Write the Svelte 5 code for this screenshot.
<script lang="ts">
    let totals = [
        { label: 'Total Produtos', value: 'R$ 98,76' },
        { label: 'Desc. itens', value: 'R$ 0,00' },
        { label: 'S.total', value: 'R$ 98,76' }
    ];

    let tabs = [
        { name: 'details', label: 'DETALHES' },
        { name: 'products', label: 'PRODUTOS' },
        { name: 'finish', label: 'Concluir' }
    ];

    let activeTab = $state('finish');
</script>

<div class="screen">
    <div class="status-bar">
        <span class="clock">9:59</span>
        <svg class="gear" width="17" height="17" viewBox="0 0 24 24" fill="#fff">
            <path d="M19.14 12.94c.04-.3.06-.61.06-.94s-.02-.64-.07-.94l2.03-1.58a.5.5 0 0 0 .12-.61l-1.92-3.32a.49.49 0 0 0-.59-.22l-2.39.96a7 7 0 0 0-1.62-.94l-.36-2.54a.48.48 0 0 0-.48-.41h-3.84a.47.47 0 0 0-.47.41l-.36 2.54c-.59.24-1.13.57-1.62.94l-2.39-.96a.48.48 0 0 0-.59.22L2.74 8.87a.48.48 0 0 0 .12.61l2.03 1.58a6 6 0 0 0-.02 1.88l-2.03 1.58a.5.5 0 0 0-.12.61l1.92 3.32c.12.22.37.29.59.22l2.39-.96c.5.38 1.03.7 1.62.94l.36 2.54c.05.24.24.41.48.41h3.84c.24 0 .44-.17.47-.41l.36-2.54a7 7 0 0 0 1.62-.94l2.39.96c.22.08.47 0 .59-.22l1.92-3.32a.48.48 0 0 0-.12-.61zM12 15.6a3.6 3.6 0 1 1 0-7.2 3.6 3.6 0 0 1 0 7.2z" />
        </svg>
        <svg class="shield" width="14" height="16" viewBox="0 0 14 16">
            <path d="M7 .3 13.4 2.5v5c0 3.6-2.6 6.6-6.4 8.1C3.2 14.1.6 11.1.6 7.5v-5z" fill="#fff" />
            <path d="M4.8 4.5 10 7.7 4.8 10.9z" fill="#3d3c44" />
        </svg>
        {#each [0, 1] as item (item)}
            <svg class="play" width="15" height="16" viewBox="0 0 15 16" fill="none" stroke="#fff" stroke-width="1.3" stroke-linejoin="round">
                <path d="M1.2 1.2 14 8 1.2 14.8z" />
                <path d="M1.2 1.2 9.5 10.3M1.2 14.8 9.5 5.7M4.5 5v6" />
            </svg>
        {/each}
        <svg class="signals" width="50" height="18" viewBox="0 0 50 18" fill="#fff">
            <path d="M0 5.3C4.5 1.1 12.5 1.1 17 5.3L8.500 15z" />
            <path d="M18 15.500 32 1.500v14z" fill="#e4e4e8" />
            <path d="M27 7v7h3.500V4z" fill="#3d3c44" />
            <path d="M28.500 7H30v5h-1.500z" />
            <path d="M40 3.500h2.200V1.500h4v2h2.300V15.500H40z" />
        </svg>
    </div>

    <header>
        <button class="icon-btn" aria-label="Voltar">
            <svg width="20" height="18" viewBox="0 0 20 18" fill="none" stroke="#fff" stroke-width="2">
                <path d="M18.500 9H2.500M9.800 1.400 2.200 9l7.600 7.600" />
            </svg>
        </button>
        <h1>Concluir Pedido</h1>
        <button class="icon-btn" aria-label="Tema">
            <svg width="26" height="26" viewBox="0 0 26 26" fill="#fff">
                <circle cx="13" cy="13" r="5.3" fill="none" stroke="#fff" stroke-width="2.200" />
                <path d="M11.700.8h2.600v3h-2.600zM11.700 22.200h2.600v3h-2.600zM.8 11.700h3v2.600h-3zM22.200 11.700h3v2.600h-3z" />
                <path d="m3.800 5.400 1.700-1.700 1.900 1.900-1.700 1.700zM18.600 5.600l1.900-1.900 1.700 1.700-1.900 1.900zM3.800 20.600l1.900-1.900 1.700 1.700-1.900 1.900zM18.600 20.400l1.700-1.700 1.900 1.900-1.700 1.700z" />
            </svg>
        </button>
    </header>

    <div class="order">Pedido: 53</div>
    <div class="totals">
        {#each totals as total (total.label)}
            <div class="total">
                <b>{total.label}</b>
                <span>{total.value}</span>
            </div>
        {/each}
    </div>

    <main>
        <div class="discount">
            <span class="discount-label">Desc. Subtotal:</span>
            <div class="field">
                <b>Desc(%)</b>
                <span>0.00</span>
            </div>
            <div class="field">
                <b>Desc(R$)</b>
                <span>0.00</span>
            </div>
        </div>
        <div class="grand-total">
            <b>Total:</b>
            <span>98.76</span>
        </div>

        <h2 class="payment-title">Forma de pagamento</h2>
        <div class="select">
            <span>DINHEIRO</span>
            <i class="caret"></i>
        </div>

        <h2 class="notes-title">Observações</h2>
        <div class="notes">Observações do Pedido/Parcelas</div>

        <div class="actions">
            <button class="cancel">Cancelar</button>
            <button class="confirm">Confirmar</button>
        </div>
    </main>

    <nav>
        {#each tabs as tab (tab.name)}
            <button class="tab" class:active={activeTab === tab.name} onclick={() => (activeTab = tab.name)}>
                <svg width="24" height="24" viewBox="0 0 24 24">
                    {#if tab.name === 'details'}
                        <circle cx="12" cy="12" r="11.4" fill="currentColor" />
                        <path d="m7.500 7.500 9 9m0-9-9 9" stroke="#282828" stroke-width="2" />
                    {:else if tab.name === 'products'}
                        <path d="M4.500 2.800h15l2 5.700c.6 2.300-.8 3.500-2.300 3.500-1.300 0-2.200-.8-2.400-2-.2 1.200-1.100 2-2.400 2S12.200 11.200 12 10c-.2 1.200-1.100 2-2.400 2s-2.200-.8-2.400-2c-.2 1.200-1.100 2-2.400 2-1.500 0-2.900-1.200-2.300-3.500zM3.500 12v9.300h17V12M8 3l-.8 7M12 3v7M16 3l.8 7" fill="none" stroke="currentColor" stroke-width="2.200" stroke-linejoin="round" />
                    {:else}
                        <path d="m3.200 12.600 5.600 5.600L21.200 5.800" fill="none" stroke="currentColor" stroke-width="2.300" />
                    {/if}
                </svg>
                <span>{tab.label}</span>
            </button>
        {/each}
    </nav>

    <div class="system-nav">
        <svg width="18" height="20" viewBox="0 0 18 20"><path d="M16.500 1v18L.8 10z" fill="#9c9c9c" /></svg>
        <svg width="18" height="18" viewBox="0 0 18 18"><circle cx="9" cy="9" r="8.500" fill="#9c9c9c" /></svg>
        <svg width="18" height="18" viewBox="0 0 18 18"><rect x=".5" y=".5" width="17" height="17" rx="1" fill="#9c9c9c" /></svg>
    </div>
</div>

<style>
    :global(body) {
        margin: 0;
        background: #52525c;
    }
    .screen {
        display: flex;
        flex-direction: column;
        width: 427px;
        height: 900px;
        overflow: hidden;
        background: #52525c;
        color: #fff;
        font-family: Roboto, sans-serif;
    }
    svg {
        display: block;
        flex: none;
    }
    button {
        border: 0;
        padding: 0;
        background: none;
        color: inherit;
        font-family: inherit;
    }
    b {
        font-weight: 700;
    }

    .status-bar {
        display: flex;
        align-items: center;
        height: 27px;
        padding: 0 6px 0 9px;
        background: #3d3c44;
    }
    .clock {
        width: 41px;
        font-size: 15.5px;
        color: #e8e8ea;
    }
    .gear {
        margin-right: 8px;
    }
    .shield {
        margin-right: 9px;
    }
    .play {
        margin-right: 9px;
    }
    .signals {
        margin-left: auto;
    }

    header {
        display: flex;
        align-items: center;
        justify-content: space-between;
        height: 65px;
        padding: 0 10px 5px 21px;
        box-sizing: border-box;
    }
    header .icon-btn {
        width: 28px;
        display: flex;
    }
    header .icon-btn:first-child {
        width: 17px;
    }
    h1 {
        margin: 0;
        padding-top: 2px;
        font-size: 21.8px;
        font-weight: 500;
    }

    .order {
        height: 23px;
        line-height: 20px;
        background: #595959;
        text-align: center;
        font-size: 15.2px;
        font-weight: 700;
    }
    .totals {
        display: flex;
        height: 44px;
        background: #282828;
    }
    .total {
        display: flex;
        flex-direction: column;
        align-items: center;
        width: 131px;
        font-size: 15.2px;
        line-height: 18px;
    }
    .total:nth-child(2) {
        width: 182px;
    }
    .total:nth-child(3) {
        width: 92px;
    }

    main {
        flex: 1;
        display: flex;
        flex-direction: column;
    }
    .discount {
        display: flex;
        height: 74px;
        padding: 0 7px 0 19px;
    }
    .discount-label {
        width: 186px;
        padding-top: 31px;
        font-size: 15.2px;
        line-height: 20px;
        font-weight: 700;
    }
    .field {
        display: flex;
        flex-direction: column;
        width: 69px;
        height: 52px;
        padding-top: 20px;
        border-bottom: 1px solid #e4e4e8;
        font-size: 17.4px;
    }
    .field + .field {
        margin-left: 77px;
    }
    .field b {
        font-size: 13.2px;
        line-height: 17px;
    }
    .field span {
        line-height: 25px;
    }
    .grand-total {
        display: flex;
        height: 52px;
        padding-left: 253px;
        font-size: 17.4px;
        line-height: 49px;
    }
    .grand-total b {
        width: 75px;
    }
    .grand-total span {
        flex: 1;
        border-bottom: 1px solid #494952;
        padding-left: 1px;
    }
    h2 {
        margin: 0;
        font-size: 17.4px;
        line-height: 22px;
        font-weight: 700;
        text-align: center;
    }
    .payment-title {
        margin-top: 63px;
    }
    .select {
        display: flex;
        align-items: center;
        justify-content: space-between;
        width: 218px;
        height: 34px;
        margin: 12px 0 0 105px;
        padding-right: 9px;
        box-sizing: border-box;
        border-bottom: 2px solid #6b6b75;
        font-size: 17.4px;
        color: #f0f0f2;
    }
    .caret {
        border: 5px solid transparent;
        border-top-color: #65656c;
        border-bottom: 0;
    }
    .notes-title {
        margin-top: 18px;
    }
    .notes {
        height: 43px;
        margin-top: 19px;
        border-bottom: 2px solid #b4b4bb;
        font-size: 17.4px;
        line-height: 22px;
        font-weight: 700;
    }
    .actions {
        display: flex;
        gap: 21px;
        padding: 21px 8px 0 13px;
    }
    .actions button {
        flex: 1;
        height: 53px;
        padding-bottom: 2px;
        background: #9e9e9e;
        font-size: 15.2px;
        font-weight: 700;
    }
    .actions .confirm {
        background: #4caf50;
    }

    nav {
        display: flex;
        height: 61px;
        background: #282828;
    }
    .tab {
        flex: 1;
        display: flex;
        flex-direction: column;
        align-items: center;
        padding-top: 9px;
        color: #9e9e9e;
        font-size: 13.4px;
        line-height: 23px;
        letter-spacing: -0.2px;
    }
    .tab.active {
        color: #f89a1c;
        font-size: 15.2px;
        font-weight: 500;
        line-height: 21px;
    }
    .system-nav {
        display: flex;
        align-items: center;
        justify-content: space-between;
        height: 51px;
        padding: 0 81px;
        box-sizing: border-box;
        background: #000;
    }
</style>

==*==

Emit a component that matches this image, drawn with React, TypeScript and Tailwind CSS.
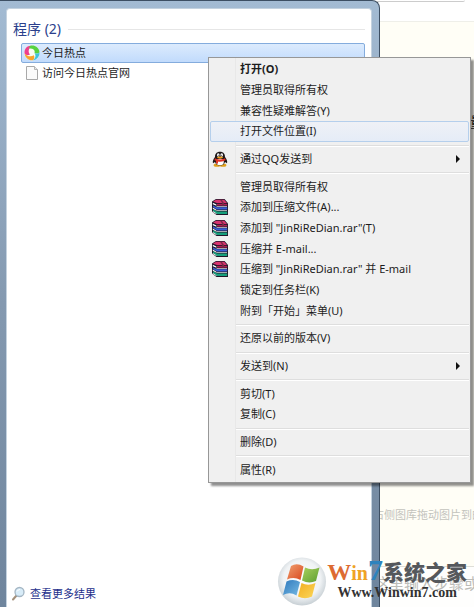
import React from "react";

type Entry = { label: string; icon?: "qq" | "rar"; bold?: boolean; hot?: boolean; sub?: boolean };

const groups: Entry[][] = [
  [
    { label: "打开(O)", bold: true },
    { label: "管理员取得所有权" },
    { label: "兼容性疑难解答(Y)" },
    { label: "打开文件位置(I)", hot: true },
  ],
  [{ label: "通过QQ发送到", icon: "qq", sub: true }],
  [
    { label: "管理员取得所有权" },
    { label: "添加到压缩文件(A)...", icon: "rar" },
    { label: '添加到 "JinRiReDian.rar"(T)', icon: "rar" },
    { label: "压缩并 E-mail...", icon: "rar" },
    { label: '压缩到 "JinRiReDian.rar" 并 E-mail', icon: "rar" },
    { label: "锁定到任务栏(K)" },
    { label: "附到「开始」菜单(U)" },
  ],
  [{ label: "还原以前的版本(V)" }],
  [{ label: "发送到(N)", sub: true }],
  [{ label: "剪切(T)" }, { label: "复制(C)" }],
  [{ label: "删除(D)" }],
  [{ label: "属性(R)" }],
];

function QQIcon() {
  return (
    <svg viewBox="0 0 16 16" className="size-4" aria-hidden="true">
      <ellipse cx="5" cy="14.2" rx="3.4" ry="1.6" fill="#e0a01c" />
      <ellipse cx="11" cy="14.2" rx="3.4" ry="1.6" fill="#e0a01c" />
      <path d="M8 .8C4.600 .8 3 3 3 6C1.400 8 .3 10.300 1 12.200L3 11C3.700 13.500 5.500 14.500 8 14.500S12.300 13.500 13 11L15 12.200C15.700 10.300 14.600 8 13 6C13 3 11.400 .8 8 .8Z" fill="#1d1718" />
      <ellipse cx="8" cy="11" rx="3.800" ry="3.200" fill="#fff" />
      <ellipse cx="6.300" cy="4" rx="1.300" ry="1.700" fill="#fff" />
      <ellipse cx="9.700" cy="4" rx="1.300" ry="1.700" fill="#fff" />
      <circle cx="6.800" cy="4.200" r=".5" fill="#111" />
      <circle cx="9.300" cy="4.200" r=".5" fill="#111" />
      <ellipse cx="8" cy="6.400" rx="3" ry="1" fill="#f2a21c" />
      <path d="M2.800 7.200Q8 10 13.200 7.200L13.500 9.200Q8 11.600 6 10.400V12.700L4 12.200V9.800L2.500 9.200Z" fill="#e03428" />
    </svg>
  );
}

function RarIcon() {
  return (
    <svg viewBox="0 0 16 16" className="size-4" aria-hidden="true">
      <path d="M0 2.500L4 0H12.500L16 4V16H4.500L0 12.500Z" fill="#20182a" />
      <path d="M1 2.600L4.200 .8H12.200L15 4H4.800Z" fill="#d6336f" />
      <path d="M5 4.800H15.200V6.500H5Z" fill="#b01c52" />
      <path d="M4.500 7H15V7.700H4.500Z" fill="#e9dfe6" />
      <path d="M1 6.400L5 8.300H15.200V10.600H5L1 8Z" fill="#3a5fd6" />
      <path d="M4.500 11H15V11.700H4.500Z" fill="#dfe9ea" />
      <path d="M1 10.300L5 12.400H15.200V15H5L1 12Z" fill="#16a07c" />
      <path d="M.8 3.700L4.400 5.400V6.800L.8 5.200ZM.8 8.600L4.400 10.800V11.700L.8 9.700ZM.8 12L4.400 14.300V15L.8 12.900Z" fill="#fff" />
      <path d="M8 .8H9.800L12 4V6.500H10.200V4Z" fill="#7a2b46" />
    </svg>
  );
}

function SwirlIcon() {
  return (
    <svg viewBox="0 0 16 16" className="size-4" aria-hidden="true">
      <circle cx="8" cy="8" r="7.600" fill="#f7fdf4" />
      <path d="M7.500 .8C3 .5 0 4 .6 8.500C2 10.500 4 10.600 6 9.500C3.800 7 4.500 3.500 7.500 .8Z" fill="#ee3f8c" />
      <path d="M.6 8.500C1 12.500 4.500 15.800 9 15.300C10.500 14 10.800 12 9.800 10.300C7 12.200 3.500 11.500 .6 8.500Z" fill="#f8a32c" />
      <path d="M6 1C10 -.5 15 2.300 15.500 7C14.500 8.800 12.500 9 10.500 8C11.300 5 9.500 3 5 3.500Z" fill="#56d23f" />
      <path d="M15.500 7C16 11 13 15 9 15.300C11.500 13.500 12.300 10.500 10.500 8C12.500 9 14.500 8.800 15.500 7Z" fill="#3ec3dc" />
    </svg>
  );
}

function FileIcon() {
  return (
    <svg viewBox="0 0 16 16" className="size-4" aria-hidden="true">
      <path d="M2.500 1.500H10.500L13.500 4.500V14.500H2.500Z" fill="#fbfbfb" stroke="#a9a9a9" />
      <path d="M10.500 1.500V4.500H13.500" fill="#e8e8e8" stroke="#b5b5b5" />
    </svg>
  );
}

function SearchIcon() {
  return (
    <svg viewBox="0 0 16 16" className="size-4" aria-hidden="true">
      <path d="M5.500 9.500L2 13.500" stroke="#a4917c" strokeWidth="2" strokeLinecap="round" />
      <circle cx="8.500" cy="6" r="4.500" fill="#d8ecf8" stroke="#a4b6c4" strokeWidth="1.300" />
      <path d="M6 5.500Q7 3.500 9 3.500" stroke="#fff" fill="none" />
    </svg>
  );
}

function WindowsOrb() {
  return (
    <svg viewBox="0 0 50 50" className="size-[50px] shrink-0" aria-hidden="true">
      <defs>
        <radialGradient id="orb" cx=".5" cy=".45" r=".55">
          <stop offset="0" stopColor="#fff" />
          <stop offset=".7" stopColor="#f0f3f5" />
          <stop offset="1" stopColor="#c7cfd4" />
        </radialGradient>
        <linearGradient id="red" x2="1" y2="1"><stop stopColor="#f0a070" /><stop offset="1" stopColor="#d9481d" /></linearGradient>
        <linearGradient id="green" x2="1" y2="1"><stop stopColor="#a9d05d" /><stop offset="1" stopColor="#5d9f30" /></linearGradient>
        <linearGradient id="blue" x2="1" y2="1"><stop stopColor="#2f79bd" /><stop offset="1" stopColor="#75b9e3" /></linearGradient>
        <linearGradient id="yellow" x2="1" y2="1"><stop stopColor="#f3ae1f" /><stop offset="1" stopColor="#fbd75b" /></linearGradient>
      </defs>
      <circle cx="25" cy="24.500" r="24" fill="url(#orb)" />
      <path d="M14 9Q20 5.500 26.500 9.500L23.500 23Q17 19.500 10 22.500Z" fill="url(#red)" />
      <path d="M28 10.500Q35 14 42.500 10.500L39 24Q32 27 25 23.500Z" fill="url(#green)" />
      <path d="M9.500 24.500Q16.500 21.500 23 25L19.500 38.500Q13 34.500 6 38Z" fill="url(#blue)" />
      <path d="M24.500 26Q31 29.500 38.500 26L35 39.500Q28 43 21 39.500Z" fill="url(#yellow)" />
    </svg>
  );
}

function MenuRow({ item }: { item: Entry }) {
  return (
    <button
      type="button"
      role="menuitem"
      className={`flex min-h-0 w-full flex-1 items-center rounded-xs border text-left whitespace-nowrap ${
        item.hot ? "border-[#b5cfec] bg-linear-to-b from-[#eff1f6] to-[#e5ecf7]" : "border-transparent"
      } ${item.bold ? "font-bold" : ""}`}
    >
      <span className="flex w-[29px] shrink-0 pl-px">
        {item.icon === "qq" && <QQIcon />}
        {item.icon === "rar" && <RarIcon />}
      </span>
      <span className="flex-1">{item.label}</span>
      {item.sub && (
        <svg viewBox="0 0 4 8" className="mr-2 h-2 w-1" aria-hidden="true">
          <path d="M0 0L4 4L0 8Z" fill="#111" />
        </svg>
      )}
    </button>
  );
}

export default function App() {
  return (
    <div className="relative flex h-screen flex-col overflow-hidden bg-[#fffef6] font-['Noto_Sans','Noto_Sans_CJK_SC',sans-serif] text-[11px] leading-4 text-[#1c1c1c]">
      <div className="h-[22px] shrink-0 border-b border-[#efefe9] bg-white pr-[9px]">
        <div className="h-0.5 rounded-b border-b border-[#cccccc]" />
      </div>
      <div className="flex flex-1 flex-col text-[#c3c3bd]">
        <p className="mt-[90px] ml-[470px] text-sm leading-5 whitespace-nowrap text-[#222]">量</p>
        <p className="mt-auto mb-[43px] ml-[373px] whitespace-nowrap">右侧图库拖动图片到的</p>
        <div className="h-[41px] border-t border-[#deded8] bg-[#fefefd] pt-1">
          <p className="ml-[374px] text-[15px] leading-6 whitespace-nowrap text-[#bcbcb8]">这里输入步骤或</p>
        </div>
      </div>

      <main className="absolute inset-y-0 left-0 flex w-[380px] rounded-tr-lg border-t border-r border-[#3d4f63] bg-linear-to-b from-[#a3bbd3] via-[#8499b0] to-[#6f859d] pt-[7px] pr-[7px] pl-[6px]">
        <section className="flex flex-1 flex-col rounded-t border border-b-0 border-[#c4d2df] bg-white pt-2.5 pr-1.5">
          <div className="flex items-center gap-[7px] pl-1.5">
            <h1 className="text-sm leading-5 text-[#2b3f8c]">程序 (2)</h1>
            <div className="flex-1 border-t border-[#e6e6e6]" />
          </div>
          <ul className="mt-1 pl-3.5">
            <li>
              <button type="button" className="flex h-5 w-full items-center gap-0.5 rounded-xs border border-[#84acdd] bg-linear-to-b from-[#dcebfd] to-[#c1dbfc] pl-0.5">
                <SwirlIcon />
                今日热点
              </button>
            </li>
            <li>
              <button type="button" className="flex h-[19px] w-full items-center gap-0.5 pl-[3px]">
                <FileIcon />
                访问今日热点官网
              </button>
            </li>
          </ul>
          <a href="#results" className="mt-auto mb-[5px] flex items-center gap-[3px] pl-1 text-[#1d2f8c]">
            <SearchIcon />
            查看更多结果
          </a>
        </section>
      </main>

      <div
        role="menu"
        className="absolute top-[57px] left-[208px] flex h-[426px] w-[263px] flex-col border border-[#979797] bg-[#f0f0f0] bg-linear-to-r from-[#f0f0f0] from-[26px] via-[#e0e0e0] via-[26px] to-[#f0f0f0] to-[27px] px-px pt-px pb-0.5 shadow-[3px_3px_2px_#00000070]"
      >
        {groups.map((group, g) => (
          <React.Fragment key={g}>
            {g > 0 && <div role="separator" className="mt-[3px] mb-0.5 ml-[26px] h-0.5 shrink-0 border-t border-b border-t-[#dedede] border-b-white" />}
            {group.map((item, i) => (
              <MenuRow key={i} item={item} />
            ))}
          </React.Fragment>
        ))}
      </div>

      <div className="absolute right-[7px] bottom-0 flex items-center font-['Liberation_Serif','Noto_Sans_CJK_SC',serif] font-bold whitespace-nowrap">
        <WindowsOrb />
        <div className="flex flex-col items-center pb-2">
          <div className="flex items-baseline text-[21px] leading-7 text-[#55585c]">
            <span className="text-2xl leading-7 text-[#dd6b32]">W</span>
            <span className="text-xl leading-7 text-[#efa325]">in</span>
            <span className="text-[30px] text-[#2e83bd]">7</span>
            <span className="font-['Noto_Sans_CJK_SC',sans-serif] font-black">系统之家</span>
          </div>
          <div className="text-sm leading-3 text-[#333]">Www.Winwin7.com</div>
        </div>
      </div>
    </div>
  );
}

==*==

[WHAT THIS TASK INVOLVES] Start with the line that includes "Emit a component" and finish with the line that includes "boolean; hot?: boolean;": reproduce those lines exactly, nothing before or after, and omit any pictures.

[RESPONSE]
Emit a component that matches this image, drawn with React, TypeScript and Tailwind CSS.
import React from "react";

type Entry = { label: string; icon?: "qq" | "rar"; bold?: boolean; hot?: boolean; sub?: boolean };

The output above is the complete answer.